二重とびなどの技をする時には軽いビニール製のものがいいですが、まだ力の弱い幼児が前とびを練習するときは、重さのあるロープタイプの縄のほうが、遠心力がついて回しやすいです。
〈Point2〉なわとび以外の遊びでもリズム感を養おう
なわとびは全身運動なので、始めたばかりの子どもには疲れやすい動きです。子どもの様子を見ながら無理なく練習しましょう。縄を使わない遊びもなわとびの上達につながります。準備運動で紹介したジャンプゲームやケンケンパ、グーチョキパーといった三拍子で足を動かす遊び、むすんでひらいてなどの手遊び歌も、親子でふれあいながらなわとびに必要なリズム感を養うことができます。
〈Point3〉焦らない!子どもと一緒に楽しもう
子どもがなわとびに挑戦する際、パパママは早くできるようにと焦ったり、他の子と比べたりせず、「跳ぶ」や「縄を回す」といった一つひとつのステップでできたことをほめてあげましょう。

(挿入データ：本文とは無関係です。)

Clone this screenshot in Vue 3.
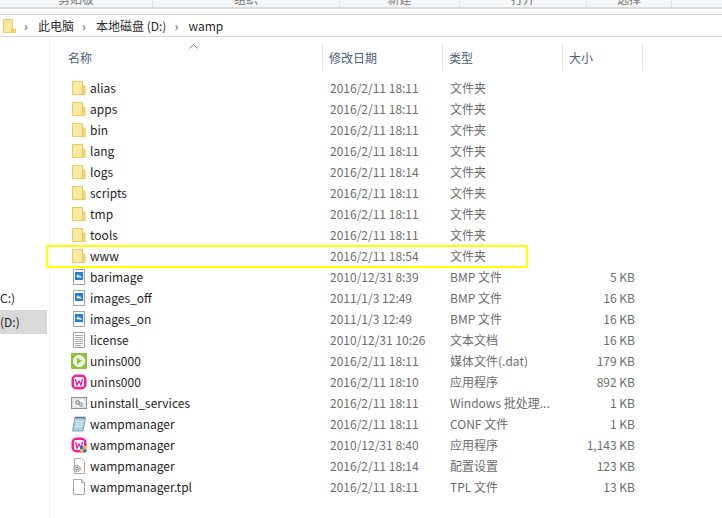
<script setup>
const rows = [
  { icon: 'folder', name: 'alias', date: '2016/2/11 18:11', type: '文件夹', size: '' },
  { icon: 'folder', name: 'apps', date: '2016/2/11 18:11', type: '文件夹', size: '' },
  { icon: 'folder', name: 'bin', date: '2016/2/11 18:11', type: '文件夹', size: '' },
  { icon: 'folder', name: 'lang', date: '2016/2/11 18:11', type: '文件夹', size: '' },
  { icon: 'folder', name: 'logs', date: '2016/2/11 18:14', type: '文件夹', size: '' },
  { icon: 'folder', name: 'scripts', date: '2016/2/11 18:11', type: '文件夹', size: '' },
  { icon: 'folder', name: 'tmp', date: '2016/2/11 18:11', type: '文件夹', size: '' },
  { icon: 'folder', name: 'tools', date: '2016/2/11 18:11', type: '文件夹', size: '' },
  { icon: 'folder', name: 'www', date: '2016/2/11 18:54', type: '文件夹', size: '', marked: true },
  { icon: 'bmp', name: 'barimage', date: '2010/12/31 8:39', type: 'BMP 文件', size: '5 KB' },
  { icon: 'bmp', name: 'images_off', date: '2011/1/3 12:49', type: 'BMP 文件', size: '16 KB' },
  { icon: 'bmp', name: 'images_on', date: '2011/1/3 12:49', type: 'BMP 文件', size: '16 KB' },
  { icon: 'text', name: 'license', date: '2010/12/31 10:26', type: '文本文档', size: '16 KB' },
  { icon: 'media', name: 'unins000', date: '2016/2/11 18:11', type: '媒体文件(.dat)', size: '179 KB' },
  { icon: 'wamp', name: 'unins000', date: '2016/2/11 18:10', type: '应用程序', size: '892 KB' },
  { icon: 'bat', name: 'uninstall_services', date: '2016/2/11 18:11', type: 'Windows 批处理...', size: '1 KB' },
  { icon: 'conf', name: 'wampmanager', date: '2016/2/11 18:11', type: 'CONF 文件', size: '1 KB' },
  { icon: 'wampshield', name: 'wampmanager', date: '2010/12/31 8:40', type: '应用程序', size: '1,143 KB' },
  { icon: 'ini', name: 'wampmanager', date: '2016/2/11 18:14', type: '配置设置', size: '123 KB' },
  { icon: 'blank', name: 'wampmanager.tpl', date: '2016/2/11 18:11', type: 'TPL 文件', size: '13 KB' },
]
const ribbon = [
  { label: '剪贴板', width: 153 },
  { label: '组织', width: 187 },
  { label: '新建', width: 120 },
  { label: '打开', width: 127 },
  { label: '选择', width: 85 },
]
</script>

<template>
  <div class="window">
    <div class="ribbon">
      <div v-for="g in ribbon" :key="g.label" class="ribbon-group" :style="{ width: g.width + 'px' }">
        <span>{{ g.label }}</span>
      </div>
    </div>
    <div class="gap"></div>
    <div class="crumbs">
      <svg class="crumb-folder" width="16" height="16" viewBox="0 0 16 16">
        <path d="M3.5 1.5h9v13h-9z" fill="#fbe7a0" stroke="#eec957" />
        <path d="M11.5 14.5v-3h4v3z" fill="#f6d773" stroke="#eec957" />
      </svg>
      <span class="chev">›</span><span class="crumb">此电脑</span>
      <span class="chev">›</span><span class="crumb">本地磁盘 (D:)</span>
      <span class="chev">›</span><span class="crumb">wamp</span>
    </div>
    <div class="body">
      <aside class="side">
        <div class="drive drive-c">(C:)</div>
        <div class="drive drive-d">(D:)</div>
      </aside>
      <main class="list">
        <div class="head">
          <svg class="sort" width="9" height="5" viewBox="0 0 9 5"><path d="M0.5 4.5l4-4 4 4" fill="none" stroke="#777" /></svg>
          <div class="hcell c-name">名称</div>
          <div class="hcell c-date">修改日期</div>
          <div class="hcell c-type">类型</div>
          <div class="hcell c-size">大小</div>
        </div>
        <div v-for="r in rows" :key="r.name + r.date" class="row" :class="{ marked: r.marked }">
          <div class="cell c-name name">
            <svg class="ico" width="16" height="16" viewBox="0 0 16 16">
              <template v-if="r.icon === 'folder'">
                <path d="M1.5 1.5h10v13h-10z" fill="#fde9a6" stroke="#eec957" />
                <path d="M11.5 6v8.5h2.5V6z" fill="#f7d774" stroke="#eec957" />
              </template>
              <template v-else-if="r.icon === 'bmp'">
                <path d="M2.5 .5h11v15h-11z" fill="#fff" stroke="#9aa3ad" />
                <rect x="4" y="3" width="8" height="8" fill="#1f7fd6" />
                <path d="M5 8l2-3 1 2 1-1 2 3z" fill="#dff0ff" />
              </template>
              <template v-else-if="r.icon === 'text'">
                <path d="M2.5 .5h11v15h-11z" fill="#fff" stroke="#a3a3a3" />
                <path d="M4 3.5h8M4 5.5h8M4 7.5h8M4 9.5h8M4 11.5h8M4 13.5h6" stroke="#a8a8a8" />
              </template>
              <template v-else-if="r.icon === 'media'">
                <rect x="0" y="0" width="16" height="16" rx="1" fill="#8dc03f" />
                <circle cx="8" cy="8" r="5.6" fill="#eef6d8" stroke="#fff" />
                <path d="M6 4.8l5 3.2-5 3.2z" fill="#8dc03f" />
              </template>
              <template v-else-if="r.icon === 'wamp' || r.icon === 'wampshield'">
                <rect x="0.5" y="0.5" width="15" height="15" rx="5" fill="#f0219a" />
                <rect x="3" y="3" width="10" height="10" rx="2" fill="#fff" />
                <path d="M4.5 5l1.5 6 2-4 2 4 1.5-6" fill="none" stroke="#f0219a" stroke-width="1.4" />
                <template v-if="r.icon === 'wampshield'">
                  <path d="M9 9h3.5v3.5H9z" fill="#2f6fd0" />
                  <path d="M12.5 9H16v3.5h-3.5z" fill="#f4c020" />
                  <path d="M9 12.5h3.5V16C10.5 16 9 14.5 9 12.5z" fill="#f4c020" />
                  <path d="M12.5 12.5H16c0 2-1.500 3.500-3.500 3.500z" fill="#2f6fd0" />
                </template>
              </template>
              <template v-else-if="r.icon === 'bat'">
                <rect x="0.5" y="2.500" width="15" height="11" fill="#f4f4f4" stroke="#8f8f8f" />
                <rect x="2" y="4" width="12" height="8" fill="#fff" stroke="#d0d0d0" />
                <circle cx="6.500" cy="7.500" r="2" fill="#c8c8c8" stroke="#8a8a8a" />
                <circle cx="10" cy="9.500" r="1.700" fill="#d0d8e0" stroke="#8a9097" />
              </template>
              <template v-else-if="r.icon === 'conf'">
                <path d="M4 1.500h10.500L12 15H1.500z" fill="#a9d3e4" stroke="#7f9fae" />
                <path d="M5 .5v2M7 .5v2M9 .5v2M11 .5v2M13 .5v2" stroke="#555" />
                <path d="M4.500 5.500h7.500M4 8h7.500M3.500 10.500h7.500" stroke="#dff0f7" />
              </template>
              <template v-else-if="r.icon === 'ini'">
                <path d="M3.500 .5h7l3 3v12h-10z" fill="#fff" stroke="#b0b0b0" />
                <circle cx="6" cy="10.500" r="3.300" fill="#d8d8d8" stroke="#7d7d7d" stroke-dasharray="1.500 1" />
                <circle cx="6" cy="10.500" r="1.200" fill="#fff" stroke="#7d7d7d" />
              </template>
              <template v-else>
                <path d="M2.500 .5h8l3 3v12h-11z" fill="#fff" stroke="#a8a8a8" />
                <path d="M10.500 .5v3h3" fill="#f2f2f2" stroke="#a8a8a8" />
              </template>
            </svg>
            <span>{{ r.name }}</span>
          </div>
          <div class="cell c-date">{{ r.date }}</div>
          <div class="cell c-type">{{ r.type }}</div>
          <div class="cell c-size size">{{ r.size }}</div>
          <div v-if="r.marked" class="mark"></div>
        </div>
      </main>
    </div>
  </div>
</template>

<style scoped>
.window {
  width: 722px;
  height: 518px;
  overflow: hidden;
  background: #fff;
  font-family: "Noto Sans CJK SC", "Open Sans", sans-serif;
  font-size: 12px;
  color: #1e1e1e;
}
.window * {
  box-sizing: border-box;
}
.ribbon {
  display: flex;
  height: 9px;
  background: #f5f6f7;
  border-bottom: 2px solid #dadbdc;
  overflow: hidden;
}
.ribbon-group {
  border-right: 1px solid #e2e3e4;
  display: flex;
  justify-content: center;
  align-items: flex-end;
  height: 7px;
  color: #777;
  font-size: 12px;
  line-height: 16px;
}
.ribbon-group span {
  display: block;
  height: 16px;
  margin-bottom: 0;
}
.gap {
  height: 5px;
}
.crumbs {
  display: flex;
  align-items: center;
  height: 23px;
  border-top: 1px solid #dcdcdc;
  border-bottom: 1px solid #d9d9d9;
  padding-left: 0;
  font-size: 12px;
}
.crumb-folder {
  margin-left: 0;
}
.chev {
  width: 14px;
  margin-left: 8px;
  color: #777;
  font-weight: 700;
}
.crumb {
  margin-right: 0;
  color: #2b2b2b;
}
.body {
  display: flex;
  height: 482px;
}
.side {
  width: 50px;
  flex: none;
  padding-top: 249px;
  border-right: 1px solid #eef0f2;
}
.drive {
  height: 24px;
  line-height: 24px;
  font-size: 12px;
  color: #222;
  margin-right: 2px;
  margin-left: -4px;
  padding-left: 0;
}
.drive-d {
  background: #d9d9d9;
  margin-left: 0;
  margin-top: 0;
}
.list {
  flex: 1;
  min-width: 0;
}
.head {
  position: relative;
  display: flex;
  height: 40px;
  padding-top: 7px;
  color: #4c607a;
}
.sort {
  position: absolute;
  left: 139px;
  top: 7px;
}
.hcell {
  height: 27px;
  line-height: 28px;
  padding-left: 6px;
  border-right: 1px solid #e5e5e5;
}
.hcell.c-name {
  padding-left: 18px;
}
.c-name {
  width: 273px;
  flex: none;
}
.c-date {
  width: 120px;
  flex: none;
}
.c-type {
  width: 120px;
  flex: none;
}
.c-size {
  width: 80px;
  flex: none;
}
.row {
  position: relative;
  display: flex;
  height: 21px;
  align-items: center;
  line-height: 21px;
  color: #6d6d6d;
}
.cell {
  padding-left: 7px;
  white-space: nowrap;
}
.name {
  display: flex;
  align-items: center;
  padding-left: 21px;
  color: #1e1e1e;
}
.ico {
  flex: none;
  margin-right: 3px;
}
.size {
  text-align: right;
  padding-right: 8px;
}
.mark {
  position: absolute;
  left: -4px;
  top: 0;
  width: 482px;
  height: 23px;
  border: 2px solid #ffff00;
  pointer-events: none;
}
</style>
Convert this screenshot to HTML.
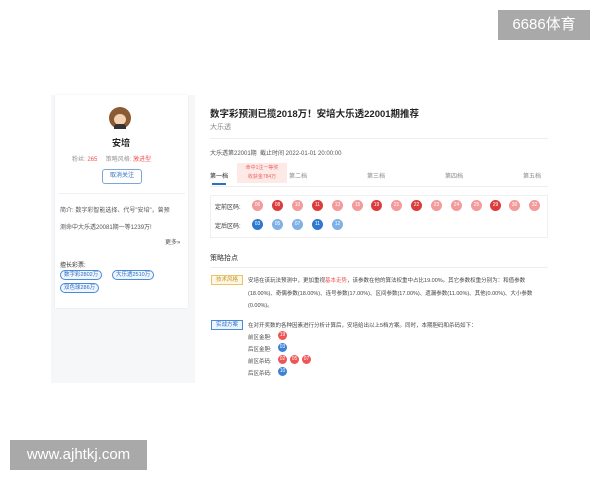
<!DOCTYPE html>
<html><head><meta charset="utf-8"><style>
*{margin:0;padding:0;box-sizing:border-box}
body{width:600px;height:480px;background:#fff;position:relative;overflow:hidden;font-family:"Liberation Sans","Noto Sans CJK SC",sans-serif;color:#333}
.a{position:absolute;white-space:nowrap}
.s{font-size:6px;color:#555}
.b{position:absolute;width:11px;height:11px;border-radius:50%;font-size:5px;color:#fff;text-align:center;line-height:11px}
.r1{background:#f39a9a}.r2{background:#dc3c3c}.u1{background:#7fb0e6}.u2{background:#2f78d0}
.tag{position:absolute;border:1px solid #4a8ad8;border-radius:6px;font-size:5.5px;color:#2f6fc0;padding:0 3px;height:10px;line-height:8px;background:#eef5ff}
</style></head><body>
<div class="a" style="left:51px;top:95px;width:144px;height:288px;background:#f6f7f9"></div>
<div class="a" style="left:55px;top:95px;width:133px;height:213px;background:#fff;box-shadow:0 0 2px rgba(0,0,0,0.08)"></div>
<div class="a" style="left:109px;top:107px;width:22px;height:22px;border-radius:50%;background:#8a5a35"></div>
<div class="a" style="left:114px;top:114px;width:12px;height:11px;border-radius:50%;background:#f2d2b0"></div>
<div class="a" style="left:114px;top:124px;width:12px;height:5px;background:#333;border-radius:3px 3px 0 0"></div>
<div class="a" style="left:112px;top:136px;font-size:9px;color:#222;font-weight:bold">安培</div>
<div class="a s" style="left:72px;top:154px;color:#999">粉丝: <span style="color:#e55">265</span>&nbsp;&nbsp;&nbsp;&nbsp;&nbsp;策略风格: <span style="color:#e55">激进型</span></div>
<div class="a" style="left:102px;top:169px;width:40px;height:15px;border:1px solid #7aa6dc;border-radius:3px;font-size:6px;color:#2f6fc0;text-align:center;line-height:13px">取消关注</div>
<div class="a" style="left:58px;top:193px;width:127px;height:1px;background:#f0f0f0"></div>
<div class="a s" style="left:60px;top:205px">简介: 数字彩智能选择、代号"安培"，曾预</div>
<div class="a s" style="left:60px;top:222px">测命中大乐透20081期一等1239万!</div>
<div class="a s" style="left:165px;top:237px">更多»</div>
<div class="a s" style="left:60px;top:260px;color:#333">擅长彩票:</div>
<div class="tag" style="left:60px;top:270px">数字彩2802万</div>
<div class="tag" style="left:112px;top:270px">大乐透2510万</div>
<div class="tag" style="left:60px;top:283px">双色球286万</div>

<div class="a" style="left:210px;top:106px;font-size:9.5px;font-weight:bold;color:#222">数字彩预测已揽2018万！安培大乐透22001期推荐</div>
<div class="a" style="left:210px;top:122px;font-size:7px;color:#888">大乐透</div>
<div class="a" style="left:210px;top:138px;width:338px;height:1px;background:#eee"></div>
<div class="a s" style="left:210px;top:148px">大乐透第22001期 &nbsp;截止时间 2022-01-01 20:00:00</div>
<div class="a s" style="left:210px;top:171px;color:#222">第一档</div>
<div class="a" style="left:212px;top:183px;width:14px;height:2px;background:#2f6fc0"></div>
<div class="a" style="left:237px;top:163px;width:50px;height:20px;background:#fde9e6;font-size:5px;color:#e66;text-align:center;line-height:9px;padding-top:1px">命中1注一等奖<br>收获金784万</div>
<div class="a s" style="left:289px;top:171px;color:#888">第二档</div>
<div class="a s" style="left:367px;top:171px;color:#888">第三档</div>
<div class="a s" style="left:445px;top:171px;color:#888">第四档</div>
<div class="a s" style="left:523px;top:171px;color:#888">第五档</div>
<div class="a" style="left:210px;top:186px;width:338px;height:1px;background:#eee"></div>
<div class="a" style="left:210px;top:195px;width:338px;height:43px;border:1px solid #f0f0f0"></div>
<div class="a s" style="left:215px;top:202px;color:#333">定前区码:</div>
<div class="a s" style="left:215px;top:221px;color:#333">定后区码:</div>
<div class="b r1" style="left:252px;top:200px">06</div>
<div class="b r2" style="left:272px;top:200px">08</div>
<div class="b r1" style="left:292px;top:200px">10</div>
<div class="b r2" style="left:312px;top:200px">11</div>
<div class="b r1" style="left:332px;top:200px">13</div>
<div class="b r1" style="left:352px;top:200px">15</div>
<div class="b r2" style="left:371px;top:200px">19</div>
<div class="b r1" style="left:391px;top:200px">21</div>
<div class="b r2" style="left:411px;top:200px">22</div>
<div class="b r1" style="left:431px;top:200px">23</div>
<div class="b r1" style="left:451px;top:200px">24</div>
<div class="b r1" style="left:471px;top:200px">25</div>
<div class="b r2" style="left:490px;top:200px">29</div>
<div class="b r1" style="left:509px;top:200px">30</div>
<div class="b r1" style="left:529px;top:200px">32</div>
<div class="b u2" style="left:252px;top:219px">03</div>
<div class="b u1" style="left:272px;top:219px">05</div>
<div class="b u1" style="left:292px;top:219px">07</div>
<div class="b u2" style="left:312px;top:219px">11</div>
<div class="b u1" style="left:332px;top:219px">12</div>

<div class="a" style="left:210px;top:253px;font-size:7px;color:#333">策略拾点</div>
<div class="a" style="left:210px;top:267px;width:338px;height:1px;background:#eee"></div>
<div class="a" style="left:211px;top:275px;width:32px;height:10px;border:1px solid #e8c46a;background:#fdf6e3;font-size:5.5px;color:#c9962a;text-align:center;line-height:8px">技术风格</div>
<div class="a" style="left:248px;top:275px;font-size:5.5px;color:#444;line-height:12.5px;white-space:normal;width:300px">安培在该玩法预测中，更加重视<span style="color:#e55">基本走势</span>，该参数在他的算法权重中占比19.00%。其它参数权重分别为：和值参数(18.00%)、奇偶参数(18.00%)、连号参数(17.00%)、区间参数(17.00%)、遗漏参数(11.00%)、其他(0.00%)、大小参数(0.00%)。</div>
<div class="a" style="left:211px;top:320px;width:32px;height:10px;border:1px solid #4a8ad8;background:#eef5ff;font-size:5.5px;color:#2f6fc0;text-align:center;line-height:8px">实战方案</div>
<div class="a" style="left:248px;top:321px;font-size:5.5px;color:#444">在对开奖数的各种因素进行分析计算后，安培给出以上5档方案。同时，本期胆码和杀码如下：</div>
<div class="a" style="left:248px;top:333px;font-size:5.5px;color:#444">前区金胆:</div>
<div class="b r2" style="left:278px;top:331px;width:9px;height:9px;line-height:9px;background:#e55">19</div>
<div class="a" style="left:248px;top:345px;font-size:5.5px;color:#444">后区金胆:</div>
<div class="b u2" style="left:278px;top:343px;width:9px;height:9px;line-height:9px;background:#3b82d6">03</div>
<div class="a" style="left:248px;top:357px;font-size:5.5px;color:#444">前区杀码:</div>
<div class="b" style="left:278px;top:355px;width:9px;height:9px;line-height:9px;background:#e55">02</div>
<div class="b" style="left:290px;top:355px;width:9px;height:9px;line-height:9px;background:#e55">05</div>
<div class="b" style="left:302px;top:355px;width:9px;height:9px;line-height:9px;background:#e55">07</div>
<div class="a" style="left:248px;top:369px;font-size:5.5px;color:#444">后区杀码:</div>
<div class="b" style="left:278px;top:367px;width:9px;height:9px;line-height:9px;background:#3b82d6">10</div>

<div class="a" style="left:498px;top:10px;width:92px;height:30px;background:#a9a9a9;color:#fff;font-size:15px;text-align:center;line-height:30px">6686体育</div>
<div class="a" style="left:10px;top:440px;width:137px;height:30px;background:#a9a9a9;color:#fff;font-size:15px;text-align:center;line-height:30px">www.ajhtkj.com</div>
</body></html>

その子なりの成長を見守りながら、ぜひ親子でなわとびを楽しんでみてください。
親子で自主練習

先生の指導のあとも、楽しそうに何度もなわとびにチャレンジするじゅびちゃん。練習前と比べると、つま先でリズムよくジャンプできるようになり、1回1回の間隔も短くなっていました。連続とびができるまでもう少し!パパも「つま先でのジャンプなど、意識するポイントがよく分かりました。ほんの少しのトレーニングやきっかけでコツをつかんで、ジャンプの仕方にも目に見える変化があってびっくりしました」とうれしそうに話していました。
じゅびちゃんはその後も練習を続けています。縄をスムーズに回転させるまではあと一歩ですが、練習を始めて2週間で引っかからずに10回とべるようになったとのことです!
取材を終えて
平野さん親子には、遊びの要素を取り入れながら約1時間、なわとびに挑戦してもらいました。動作ごとのポイントを意識し、ステップアップしながら親子で一緒に練習することで、遊びを通じて自然に上達できることが分かりました。なわとびは子どもの成長を実感できるうえ、体力づくりにもつながります。ぜひご家庭でも、親子で楽しく挑戦してみてはいかがでしょうか。